Ron Petrick's Webpages

Conference poster

Connecting Knowledge-Level Planning and Task Execution on a Humanoid Robot using Object-Action Complexes, R. Petrick, N. Adermann, T. Asfour, M. Steedman, and R. Dillmann, poster in the Proceedings of the International Conference on Cognitive Systems (CogSys 2010), 2010.

[ bib | poster ]

Abstract

We present an approach to robot control that integrates an automated planner and execution monitor on a humanoid robot platform. Our approach uses a formalism called an Object-Action Complex to overcome some of the representational differences that arise between the low-level control mechanisms and high-level reasoning components of the system.

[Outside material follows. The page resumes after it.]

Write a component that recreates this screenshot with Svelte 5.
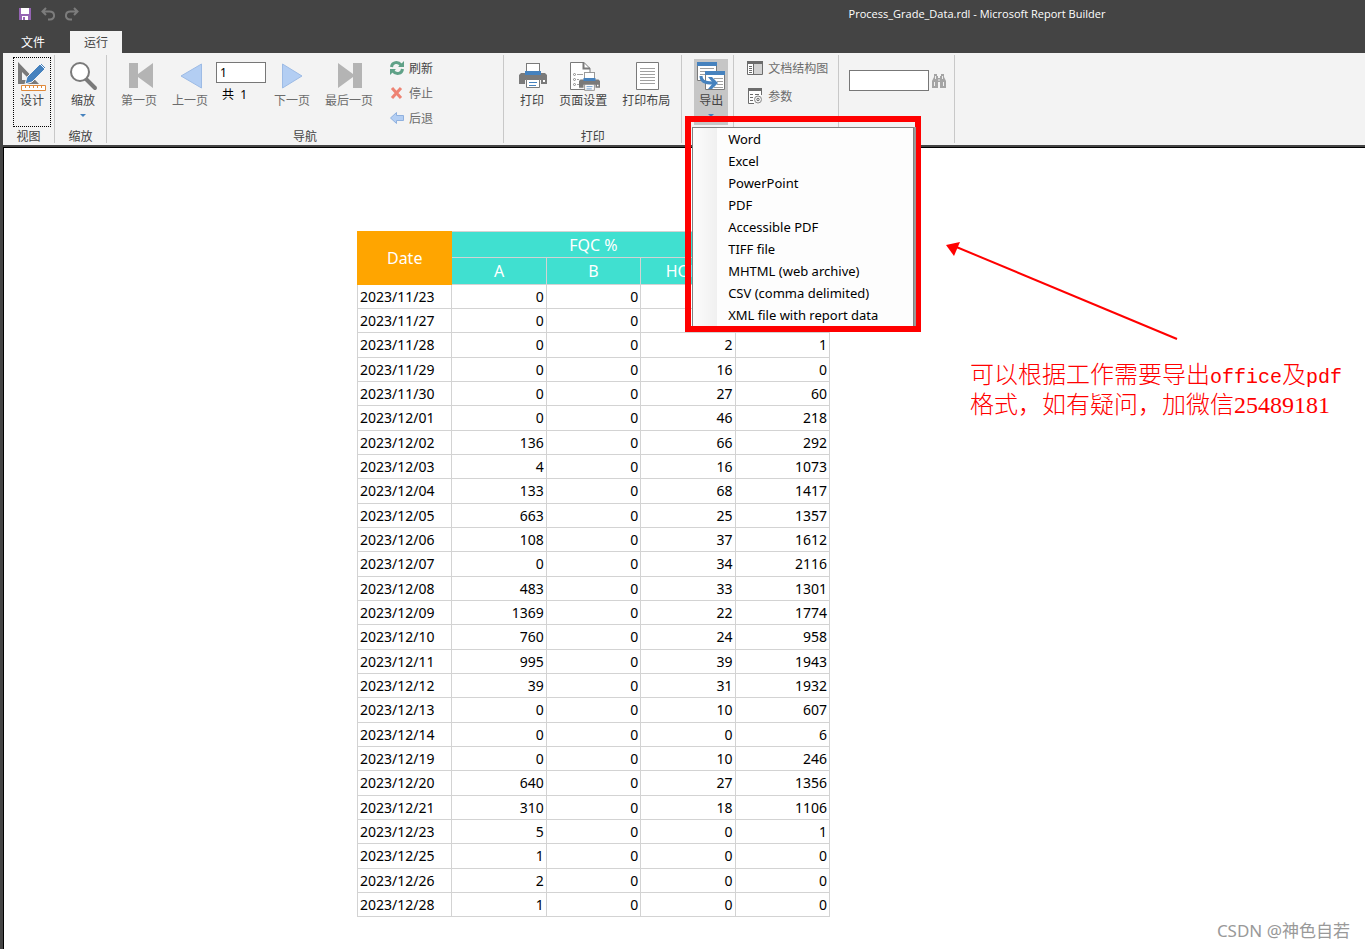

High-level plans are built using PKS, a conditional planner that operates with incomplete information and sensing actions. Unlike traditional planners, PKS operates at the "knowledge level" by explicitly modelling what the planner knows, and does not know, during plan generation. PKS operates closely with an execution monitor that compares predicted states against observed states, to make decisions concerning plan continuation, object resensing, and replanning.

High-level plans are executed on ARMAR, a humanoid robot platform featuring a 7-degree-of-freedom (DOF) head with foveated vision, a 3-DOF torso, two 7-DOF arms, and two 5-finger hands, each with tactile sensors and 8 DOFs. ARMAR includes a number of sensorimotor processes that enable it to act autonomously in unstructured environments.

Task planning and task execution are connected using Object-Action Complexes (OACs), a universal representation usable at all levels of a cognitive architecture. OACs combine the representational and computational efficiency of STRIPS rules, and the object- and situation-oriented concept of affordance, together with the logical clarity of formalisms like the event calculus. OACs are motivated by the idea that objects and actions are inseparably intertwined in cognitive processing and, thus, can be viewed as the building blocks of cognition.

This poster illustrates how OACs arise at both the planning and robot levels, and how they are used for robot-level task execution. We demonstrate our current system with an example from a kitchen environment, requiring movement between multiple work areas, choice of hand for object manipulation, and the ability to manipulate objects of various shapes and configurations.

This work forms part of the EU FP6 PACO-PLUS project, investigating action, cognition, and learning in real-world robot environments.